Since drug use, violence and negative attitudes about drug abuse treatment
pervade prisons, work release centers can make rehabilitation difficult. The program
should separate participants from the rest of the correctional population. This enables
residents to create an atmosphere that encourages them to help themselves go about their
day-to-day jobs, meetings, recreational and social activities. They learn to take
responsibility for their actions, shed the negative patterns of thinking, feeling, and
behaving that contributed to their drug use. They acquire positive social attitudes and
behaviors that can help them achieve a responsible drug-free lifestyle.

The Drug Court program allows nonviolently, drug-addicted offenders to plead
guilty to charges and receive voluntary drug treatment instead of going to jail. This is a
community based sentencing and treatment program for those arrested for drug crimes.

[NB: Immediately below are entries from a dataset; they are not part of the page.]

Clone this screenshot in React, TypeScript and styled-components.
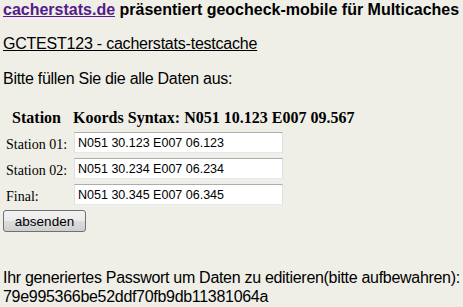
import React from "react";
import styled, { createGlobalStyle } from "styled-components";

const Global = createGlobalStyle`
  html, body { margin: 0; padding: 0; background: #efefe7; }
  body { font-family: "Liberation Sans", Arial, sans-serif; color: #000; }
`;

const Page = styled.div`
  padding: 1px 2px 0 2px;
  font-size: 16px;
`;

const Title = styled.div`
  font-weight: bold;
  margin: 0 0 0 1px;
  white-space: nowrap;
`;

const SiteLink = styled.a`
  color: #551a8b;
  text-decoration: underline;
`;

const CacheLink = styled.a`
  display: inline-block;
  color: #000;
  text-decoration: underline;
  letter-spacing: -0.22px;
  margin: 16px 0 0 1px;
`;

const Line = styled.div<{ $top: number }>`
  margin: ${(p) => p.$top}px 0 0 1px;
  letter-spacing: -0.28px;
  white-space: nowrap;
`;

const Table = styled.table`
  border-spacing: 2px;
  margin-top: 18px;
  font-family: "Liberation Serif", "Times New Roman", serif;
`;

const Th = styled.th<{ $align?: string }>`
  font-size: 16px;
  font-weight: bold;
  padding: 1px 2px 2px 2px;
  text-align: ${(p) => p.$align || "center"};
  white-space: nowrap;
`;

const Label = styled.td`
  font-size: 14px;
  padding: 4px 2px 1px 2px;
  vertical-align: middle;
  white-space: nowrap;
`;

const Cell = styled.td`
  padding: 1px 2px;
`;

const Input = styled.input`
  display: block;
  box-sizing: border-box;
  width: 209px;
  height: 21px;
  margin: 0 0 1px 1px;
  padding: 1px 3px;
  font-family: "Liberation Sans", Arial, sans-serif;
  font-size: 12.5px;
  color: #000;
  background: #fff;
  border: 1px solid #dbdfe6;
  border-top-color: #abadb3;
  border-bottom-color: #e3e9ef;
  outline: none;
`;

const Button = styled.button`
  display: block;
  box-sizing: border-box;
  width: 83px;
  height: 22px;
  margin: 1px 0 0 1px;
  padding: 0;
  font-family: "Liberation Sans", Arial, sans-serif;
  font-size: 13.5px;
  color: #000;
  border: 1px solid #707070;
  border-radius: 3px;
  background: linear-gradient(#f2f2f2 0%, #ebebeb 50%, #dddddd 50%, #cfcfcf 100%);
`;

const Info = styled.div`
  margin: 36px 0 0 1px;
  line-height: 19px;
  letter-spacing: -0.3px;
  white-space: nowrap;
`;

const rows = [
  { label: "Station 01:", value: "N051 30.123 E007 06.123" },
  { label: "Station 02:", value: "N051 30.234 E007 06.234" },
  { label: "Final:", value: "N051 30.345 E007 06.345" },
];

export default function App() {
  return (
    <>
      <Global />
      <Page>
        <Title>
          <SiteLink href="#">cacherstats.de</SiteLink> präsentiert geocheck-mobile für Multicaches
        </Title>
        <CacheLink href="#">GCTEST123 - cacherstats-testcache</CacheLink>
        <Line $top={17}>Bitte füllen Sie die alle Daten aus:</Line>
        <Table>
          <tbody>
            <tr>
              <Th>Station</Th>
              <Th $align="left">Koords Syntax: N051 10.123 E007 09.567</Th>
            </tr>
            {rows.map((r) => (
              <tr key={r.label}>
                <Label>{r.label}</Label>
                <Cell>
                  <Input defaultValue={r.value} />
                </Cell>
              </tr>
            ))}
          </tbody>
        </Table>
        <Button>absenden</Button>
        <Info>
          Ihr generiertes Passwort um Daten zu editieren(bitte aufbewahren):
          <br />
          79e995366be52ddf70fb9db11381064a
        </Info>
      </Page>
    </>
  );
}
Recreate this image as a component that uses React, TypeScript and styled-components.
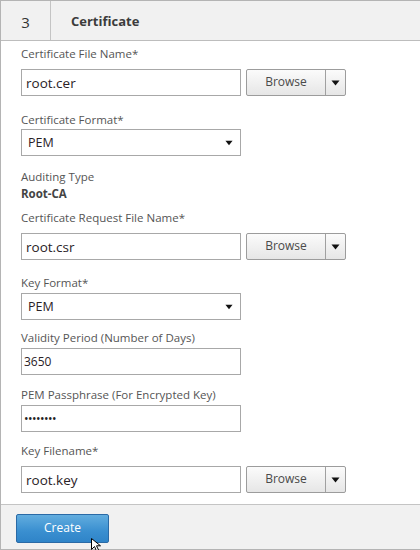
import * as React from 'react';
import styled, { createGlobalStyle } from 'styled-components';

const GlobalStyle = createGlobalStyle`
  html, body {
    margin: 0;
    padding: 0;
    background: #fff;
  }
  body {
    font-family: "Open Sans", "Noto Sans", "Liberation Sans", sans-serif;
    color: #444;
  }
`

const Panel = styled.div`
  position: relative;
  width: 420px;
  height: 550px;
  box-sizing: border-box;
  border-left: 1px solid #b4b4b4;
  border-top: 1px solid #b4b4b4;
  display: flex;
  flex-direction: column;
  overflow: hidden;
`

const Header = styled.div`
  display: flex;
  height: 39px;
  background: #f1f1f1;
  border-bottom: 1px solid #bdbdbd;
  flex-shrink: 0;
`

const StepNo = styled.div`
  width: 50px;
  border-right: 1px solid #c4c4c4;
  display: flex;
  align-items: center;
  justify-content: center;
  font-size: 15px;
  color: #333;
  padding-top: 2px;
  box-sizing: border-box;
`

const Title = styled.div`
  display: flex;
  align-items: center;
  padding-left: 20px;
  font-size: 13px;
  font-weight: 700;
  color: #3c3c3c;
  padding-top: 1px;
`

const Body = styled.div`
  flex: 1;
  min-height: 0;
  padding: 5px 0 0 20px;
  display: flex;
  flex-direction: column;
`

const Field = styled.div<{ $top: number }>`
  margin-top: ${p => p.$top}px;
  display: flex;
  flex-direction: column;
`

const Label = styled.div<{ $gap?: number }>`
  font-size: 11.5px;
  line-height: 16px;
  color: #555;
  margin-bottom: ${p => p.$gap ?? 2}px;
`

const Value = styled.div`
  font-size: 11.5px;
  line-height: 17px;
  font-weight: 700;
  color: #444;
`

const Row = styled.div`
  display: flex;
  align-items: center;
  gap: 5px;
`

const TextBox = styled.div<{ $big?: boolean }>`
  width: 220px;
  height: 27px;
  box-sizing: border-box;
  border: 1px solid #a8a8a8;
  background: #fff;
  display: flex;
  align-items: center;
  padding-left: ${p => (p.$big ? 4 : 2)}px;
  font-size: ${p => (p.$big ? 13.5 : 12)}px;
  color: #2a2226;
`

const Dots = styled.span`
  font-size: 12px;
  letter-spacing: -0.5px;
  color: #222;
`

const SelectBox = styled(TextBox)`
  justify-content: space-between;
  padding: 0 7px 0 6px;
  font-size: 12.5px;
`

const BrowseGroup = styled.div`
  display: flex;
  height: 27px;
  box-sizing: border-box;
  border: 1px solid #9c9c9c;
  border-radius: 2px;
  background: linear-gradient(#fbfbfb, #e6e6e6);
  overflow: hidden;
`

const BrowseBtn = styled.div`
  width: 79px;
  display: flex;
  align-items: center;
  justify-content: center;
  font-size: 12px;
  color: #4a4a4a;
  padding-bottom: 2px;
  box-sizing: border-box;
  border-right: 1px solid #a0a0a0;
`

const ArrowBtn = styled.div`
  width: 19px;
  display: flex;
  align-items: center;
  justify-content: center;
`

const Footer = styled.div`
  height: 46px;
  box-sizing: border-box;
  background: #f1f1f1;
  border-top: 1px solid #c4c4c4;
  border-bottom: 1px solid #b4b4b4;
  padding: 9px 0 0 15px;
  flex-shrink: 0;
`

const CreateButton = styled.button`
  width: 93px;
  height: 29px;
  border: 1px solid #2a6aa6;
  border-radius: 2px;
  background: linear-gradient(#62addf, #3a8fd0 60%, #2f84c8);
  color: #fff;
  font-family: inherit;
  font-size: 12px;
  padding: 0 0 2px;
  cursor: pointer;
`

const Cursor = styled.svg`
  position: absolute;
  left: 90px;
  top: 537px;
`

const Caret = ({ w = 9 }: { w?: number }) => (
  <svg width={w} height={Math.round(w * 0.7)} viewBox="0 0 9 6">
    <path d="M0.5 0.5h8L4.5 5.5z" fill="#111" />
  </svg>
)

type FileFieldProps = { label: string; value: string; top: number }

const FileField = ({ label, value, top }: FileFieldProps) => (
  <Field $top={top}>
    <Label $gap={7}>{label}</Label>
    <Row>
      <TextBox $big>{value}</TextBox>
      <BrowseGroup>
        <BrowseBtn>Browse</BrowseBtn>
        <ArrowBtn><Caret /></ArrowBtn>
      </BrowseGroup>
    </Row>
  </Field>
)

export default function App() {
  return (
    <>
      <GlobalStyle />
      <Panel>
        <Header>
          <StepNo>3</StepNo>
          <Title>Certificate</Title>
        </Header>
        <Body>
          <FileField top={0} label="Certificate File Name*" value="root.cer" />
          <Field $top={16}>
            <Label $gap={1}>Certificate Format*</Label>
            <SelectBox>PEM <Caret w={8} /></SelectBox>
          </Field>
          <Field $top={13}>
            <Label $gap={0}>Auditing Type</Label>
            <Value>Root-CA</Value>
          </Field>
          <FileField top={8} label="Certificate Request File Name*" value="root.csr" />
          <Field $top={15}>
            <Label $gap={2}>Key Format*</Label>
            <SelectBox>PEM <Caret w={8} /></SelectBox>
          </Field>
          <Field $top={10}>
            <Label $gap={2}>Validity Period (Number of Days)</Label>
            <TextBox>3650</TextBox>
          </Field>
          <Field $top={12}>
            <Label $gap={2}>PEM Passphrase (For Encrypted Key)</Label>
            <TextBox><Dots>••••••••</Dots></TextBox>
          </Field>
          <FileField top={11} label="Key Filename*" value="root.key" />
        </Body>
        <Footer>
          <CreateButton>Create</CreateButton>
        </Footer>
        <Cursor width="14" height="14" viewBox="0 0 14 14">
          <path d="M0.5 0.5v11l3-3 2 4.5 2-1-2-4.2h4z" fill="#fff" stroke="#000" strokeWidth="1" strokeLinejoin="round" />
        </Cursor>
      </Panel>
    </>
  )
}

Drug Courts use drug testing to ensure that program participants stay drug-free. They are
subject to sanctions for failing to comply with their treatment regimens and receive
incentives for progress. If they continue to fail to comply with all the program rules’ it will
result in expulsion from the program and incarceration. “Drug courts have a strong track
record showing how the influences of the courts help drug-addicted offenders
acknowledge their addiction, get treatment, and live better lives. A study conducted for
the state of California provides the most comprehensive cost-benefit examination to date
on the effectiveness of substance abuse treatment. Examining all treatment programs in the
state, researchers concluded that every dollar spent on treatment resulted in $7.00 savings
on reduced crime and health care cost.

Although these programs are not going to work for every single individual, it will
work for some, and it becomes obvious that by not sending back just one person to
prison, we save $21,470.00 for the housing of an inmate for one year, and also giving that
individual back their life.

The bottom line is, that by having rehabilitation in prisons and using the Drug
Courts as an incentive, it pays in lower recidivism. We can reduce crime and lower cost
for incarceration. There will be fewer broken families. Thus, there will be less use of
welfare and social services. This will decrease prison crowding, and avoid new prison

I feel that we also need to improve on remedial education within the prison system.

California correctional survey reports, 19% of state inmates have less than an 8th grade
education. 78% have not completed high school. 40% cannot read and up to 80% may
have learning disabilities. We definitely have an urgent need for effective remedial
education. Also, we need to teach job skills that would be beneficial to each individual.

The final outcomes of rehabilitation, are discipline, drug and alcohol treatment, education,
employment, restitution, community service and counseling, which will benefit inmates.

This will help them to create a better life when released.